China's clutter is not lost in space

January 20, 2007|By Dennis O'Brien | Dennis O'Brien,Sun Reporter

In blowing up one of its orbiting satellites, China created a vast debris cloud that heightens concerns about the growing threat space junk poses to spacecraft and the expanding networks of weather and communication satellites.

The blast, which occurred Jan. 11 and was confirmed by U.S. officials Thursday, spread material across 2,000 miles of space, said Harvard astronomer Jonathan McDowell. The Union of Concerned Scientists estimated that there are nearly 800 debris fragments 10 centimeters or larger and perhaps 2 million smaller pieces that can also cause damage because they travel at high speeds.

Much of it will remain for decades, experts say, adding to the inventory of spent rockets, working and dead satellites and other used equipment and materials orbiting Earth.

"It used to be with space flight people worried about meteor showers. Now the much bigger danger is from man-made debris," said McDowell.

The Department of Defense's U.S. Space Surveillance Network uses 30 telescopes and radar units to track satellites and debris.

Before the Chinese rocket destroyed the satellite, the network was monitoring 14,000 pieces of orbiting hardware put into space since the Soviet launch of Sputnik I in 1957. Each year, about 200 new pieces of debris are added to the inventory. To qualify for monitoring, a fragment must at least be 10 centimeters in size - roughly the size of softball.

"Everybody's job today is a little harder than it was maybe two weeks ago," said Nicholas L. Johnson, chief scientist and program manager for NASA's orbital debris program.

Johnson said the effect of the Chinese blast will not be known for at least another week when more complete data become available from the space surveillance network, based in Colorado Springs, Colo.

But scientists say they know the impact will be severe. "This debris cloud is all over the place," said McDowell.

The Union of Concerned Scientists used NASA formulas for calculating the effects of a blast. In addition to the largest and smallest fragments, there could be 40,000 from 1 to 10 centimeters, it said. A centimeter is about the width of a fingernail.

"Anytime you start adding things up there, it's just compounding the problem," said David C. Wright, a physicist with the scientists group.

Yesterday, the group called on the United States to enter international discussions focused on banning the testing and use of anti-satellite weapons.

Experts say the remains of the Chinese satellite and missile pose little risk of falling to Earth. Debris that reaches the atmosphere will be so small it should burn up.

But the Chinese satellite was in an area heavily used by military and commercial satellites, and because it was more than 500 miles up, much of the debris will remain in space for at least a decade, Wright said.

"This was a particularly bad place in space to do this," he said.

The Chinese test was the first of its kind since the U.S. and the former Soviet Union destroyed satellites with missiles in the mid-1980s. But those satellites were at lower altitudes, so debris from them reached the atmosphere faster and was destroyed, Wright said.

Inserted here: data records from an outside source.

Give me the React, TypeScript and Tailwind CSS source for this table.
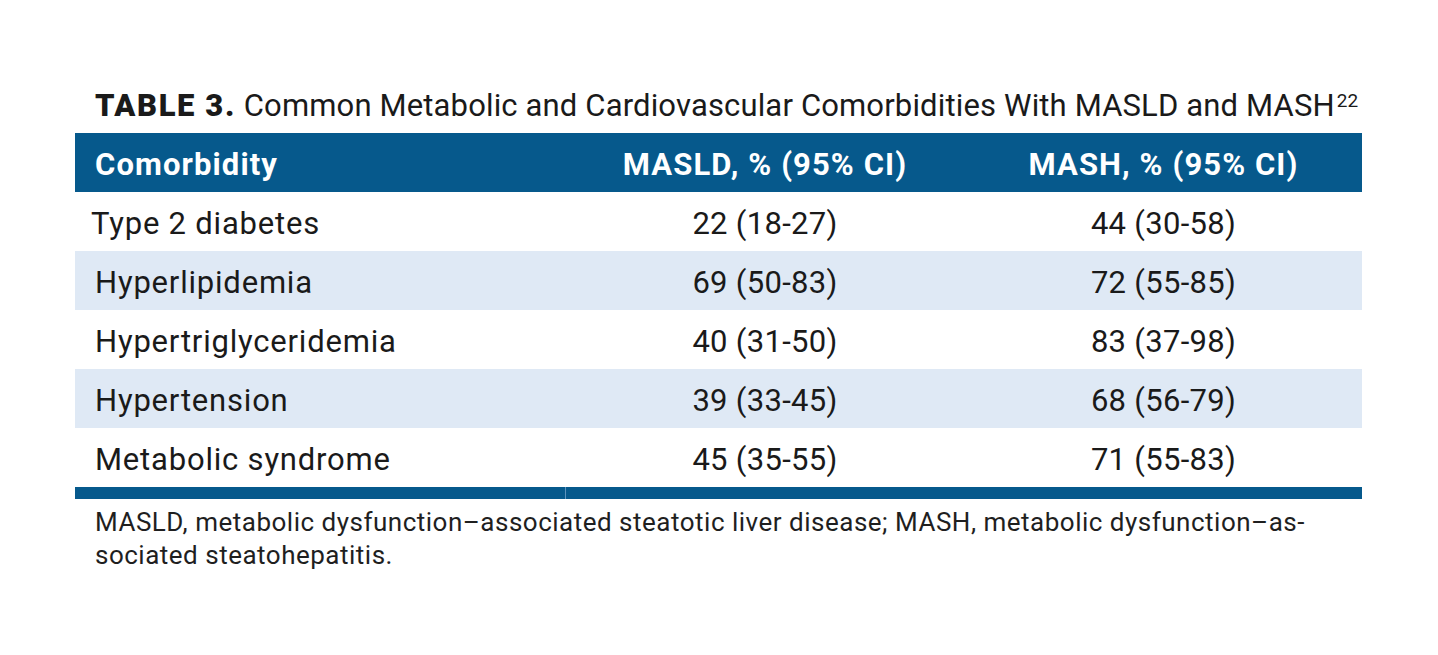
const rows = [
  { name: 'Type 2 diabetes', masld: '22 (18-27)', mash: '44 (30-58)', shade: false, indent: true },
  { name: 'Hyperlipidemia', masld: '69 (50-83)', mash: '72 (55-85)', shade: true },
  { name: 'Hypertriglyceridemia', masld: '40 (31-50)', mash: '83 (37-98)', shade: false },
  { name: 'Hypertension', masld: '39 (33-45)', mash: '68 (56-79)', shade: true },
  { name: 'Metabolic syndrome', masld: '45 (35-55)', mash: '71 (55-83)', shade: false },
];

export default function App() {
  return (
    <div className="min-h-[655px] w-[1438px] bg-white pl-[75px] pt-[88px] font-['Roboto',sans-serif] text-[#1a1a1a]">
      <div className="w-[1287px]">
        <h2 className="pl-5 text-[31px] leading-[36px] tracking-[0.15px]">
          <span className="font-black tracking-[1.6px]">TABLE 3.</span> Common Metabolic and Cardiovascular
          Comorbidities With MASLD and MASH<sup className="ml-[2px] text-[19px] tracking-normal">22</sup>
        </h2>

        <div className="mt-[9px]">
          <div className="grid h-[59px] grid-cols-[490px_400px_397px] items-center bg-[#06598c] pt-[5px] text-[31px] font-bold tracking-[1.1px] text-white">
            <div className="pl-5">Comorbidity</div>
            <div className="text-center">MASLD, % (95% CI)</div>
            <div className="text-center">MASH, % (95% CI)</div>
          </div>
          {rows.map((r) => (
            <div
              key={r.name}
              className={`grid h-[59px] grid-cols-[490px_400px_397px] items-center pt-[5px] text-[31px] tracking-[0.3px] ${
                r.shade ? 'bg-[#dfe9f5]' : 'bg-white'
              }`}
            >
              <div className={`tracking-[0.8px] ${r.indent ? 'pl-4' : 'pl-5'}`}>{r.name}</div>
              <div className="text-center">{r.masld}</div>
              <div className="text-center">{r.mash}</div>
            </div>
          ))}
          <div className="flex h-[12px]">
            <div className="w-[490px] bg-[#06598c]" />
            <div className="w-px bg-[#5d93bd]" />
            <div className="flex-1 bg-[#06598c]" />
          </div>
        </div>

        <p className="pl-5 pt-[7px] text-[26px] leading-[33px] tracking-[0.5px] text-[#1f1f1f]">
          MASLD, metabolic dysfunction–associated steatotic liver disease; MASH, metabolic dysfunction–as-
          <br />
          sociated steatohepatitis.
        </p>
      </div>
    </div>
  );
}
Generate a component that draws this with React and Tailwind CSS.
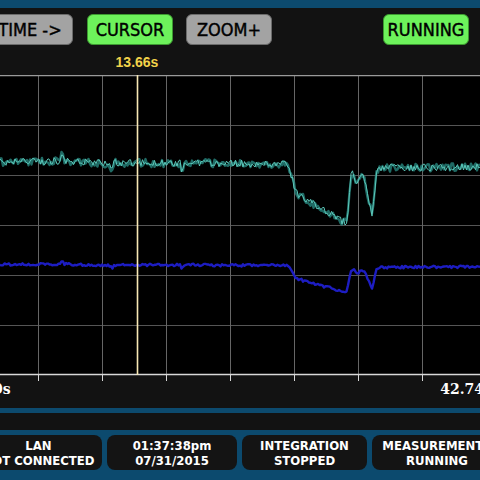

He and other experts said the Chinese test also shows the vulnerability of spacecraft and the satellites that form the basis of many cell phone, global positioning and other communications networks.

Since the Challenger explosion in 1986, NASA's space shuttles have had to reroute their paths to avoid space debris half a dozen times, Johnson said. An average of two windows have to be replaced after each shuttle mission because of debris damage.

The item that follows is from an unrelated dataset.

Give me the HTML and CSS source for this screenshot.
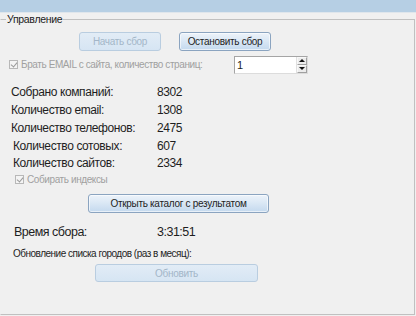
FILE: index.html
```html
<!DOCTYPE html>
<html lang="ru">
<head>
  <meta charset="UTF-8" />
  <title>Управление</title>
  <link rel="stylesheet" href="styles.css">
</head>
<body>
  <div class="topbar"></div>

  <fieldset class="group">
    <legend>Управление</legend>

    <!-- Кнопки запуска -->
    <div class="row actions">
      <button class="btn wide-start" disabled>Начать сбор</button>
      <button class="btn wide-stop">Остановить сбор</button>
    </div>

    <!-- Страницы сайта -->
    <div class="row pages">
      <label class="check disabled"><span class="box"></span>Брать EMAIL с сайта, количество страниц:</label>
      <div class="spin">
        <span class="spin-value">1</span>
        <span class="spin-arrows">
          <span class="arrow up"></span>
          <span class="arrow down"></span>
        </span>
      </div>
    </div>

    <!-- Статистика -->
    <div class="stats">
      <div class="stat s1"><span class="label">Собрано компаний:</span><span>8302</span></div>
      <div class="stat s2"><span class="label">Количество email:</span><span>1308</span></div>
      <div class="stat s3"><span class="label">Количество телефонов:</span><span>2475</span></div>
      <div class="stat s4 shift"><span class="label">Количество сотовых:</span><span>607</span></div>
      <div class="stat s5 shift"><span class="label">Количество сайтов:</span><span>2334</span></div>
    </div>

    <div class="row indexes">
      <label class="check disabled"><span class="box"></span>Собирать индексы</label>
    </div>

    <div class="row open">
      <button class="btn wide-open">Открыть каталог с результатом</button>
    </div>

    <div class="row time">
      <span class="time-label">Время сбора:</span>
      <span>3:31:51</span>
    </div>

    <div class="row cities">Обновление списка городов (раз в месяц):</div>

    <div class="row refresh">
      <button class="btn wide-refresh" disabled>Обновить</button>
    </div>
  </fieldset>
</body>
</html>
```

FILE: styles.css
```css
* {
  margin: 0;
  padding: 0;
  box-sizing: border-box;
  font-family: "Liberation Sans", Arial, sans-serif;
}

body {
  width: 416px;
  height: 316px;
  background: #f0f0f0;
  color: #1e1e1e;
  overflow: hidden;
  display: flex;
  flex-direction: column;
}

.topbar {
  height: 13px;
  background: #b6cfe4;
  border-bottom: 1px solid #dfe6ec;
}

.group {
  width: 415px;
  height: 302px;
  border: 1px solid #c0c0c0;
  border-left-color: #f0f0f0;
  padding: 0;
  margin: 0;
}

.group legend {
  font-size: 10.5px;
  line-height: 13px;
  letter-spacing: -0.3px;
  margin-left: 5px;
  padding: 0 1px;
  color: #222;
}

.row {
  display: flex;
  align-items: center;
}

/* Кнопки */
.btn {
  height: 19px;
  font-size: 10px;
  letter-spacing: -0.3px;
  color: #1e1e1e;
  border: 1px solid #8ba4c0;
  border-radius: 3px;
  background: linear-gradient(#edf3fa, #dbe8f5 45%, #c4d9ee);
  box-shadow: inset 0 0 0 1px rgba(255, 255, 255, 0.6);
}

.btn:disabled {
  color: #a3b6c8;
  border-color: #b9cde0;
  background: linear-gradient(#e2ecf6, #d6e5f3);
  box-shadow: none;
}

.actions {
  margin-top: 6px;
  padding-left: 78px;
  gap: 18px;
}

.wide-start { width: 82px; }
.wide-stop { width: 92px; }

.pages {
  margin-top: 4px;
  height: 19px;
  justify-content: space-between;
  padding-left: 8px;
  padding-right: 106px;
}

.check {
  display: flex;
  align-items: center;
  font-size: 10px;
  letter-spacing: -0.4px;
  gap: 3px;
  white-space: nowrap;
}

.check.disabled {
  color: #a0a0a0;
}

.box {
  width: 9px;
  height: 9px;
  border: 1px solid #b8b8b8;
  background: #f4f4f4;
  position: relative;
}

.box::after {
  content: "";
  position: absolute;
  left: 2px;
  top: 0;
  width: 3px;
  height: 5px;
  border: solid #9a9a9a;
  border-width: 0 1px 1px 0;
  transform: rotate(40deg);
}

.spin {
  width: 74px;
  height: 18px;
  background: #fff;
  border: 1px solid #a5a5a5;
  border-right-color: #dcdcdc;
  border-bottom-color: #dcdcdc;
  display: flex;
  justify-content: space-between;
  align-items: center;
}

.spin-value {
  font-size: 11px;
  padding-left: 2px;
}

.spin-arrows {
  width: 11px;
  height: 16px;
  display: flex;
  flex-direction: column;
  border-left: 1px solid #e0e0e0;
  background: #ececec;
}

.arrow {
  flex: 1;
  display: flex;
  justify-content: center;
  align-items: center;
  border: 1px solid #f8f8f8;
  border-right-color: #a0a0a0;
  border-bottom-color: #a0a0a0;
}

.arrow::after {
  content: "";
  border-left: 3px solid transparent;
  border-right: 3px solid transparent;
}

.up::after { border-bottom: 3px solid #111; }
.down::after { border-top: 3px solid #111; }

/* Статистика */
.stats {
  margin-top: 8px;
  font-size: 12px;
  letter-spacing: -0.4px;
}

.stat {
  display: flex;
  align-items: center;
  padding-left: 10px;
  height: 18px;
}

.stat.s1 { height: 19px; }
.stat.s4,
.stat.s5 { height: 17px; }

.stat.shift { padding-left: 12px; }

.stat .label {
  width: 146px;
}

.stat.shift .label {
  width: 144px;
}

.indexes {
  height: 17px;
  padding-left: 14px;
}

.open {
  margin-top: 6px;
  padding-left: 87px;
}

.wide-open { width: 181px; }

.time {
  margin-top: 9px;
  height: 20px;
  padding-left: 13px;
  font-size: 12.5px;
  letter-spacing: -0.5px;
}

.time-label { width: 143px; }

.cities {
  margin-top: 2px;
  height: 18px;
  padding-left: 12px;
  font-size: 10px;
  letter-spacing: -0.5px;
}

.refresh {
  margin-top: 2px;
  padding-left: 94px;
}

.wide-refresh {
  width: 163px;
  height: 18px;
}
```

The International Space Station has had to maneuver several times to avoid damage.

The European Space Agency estimates there could be as many as 50,000 uncatalogued objects larger than a centimeter that could pose a threat. Even small fragments - traveling about 18,000 miles an hour - can do tremendous damage because of their speed.

In 2005, a 31-year-old rocket engine collided 550 miles over Africa with a fragment of a Chinese rocket that had blown up five years before. Five years ago, the European Space Agency found thousands of impact marks on solar panels that were in space for eight years providing power to the Hubble Space Telescope.

In recent years, NASA and the European Space Agency have taken steps to cut back on space debris, minimizing the amount of disposable supplies used by astronauts and equipping rockets with sufficient fuel to re-enter Earth's atmosphere where they can quickly burn up, experts say.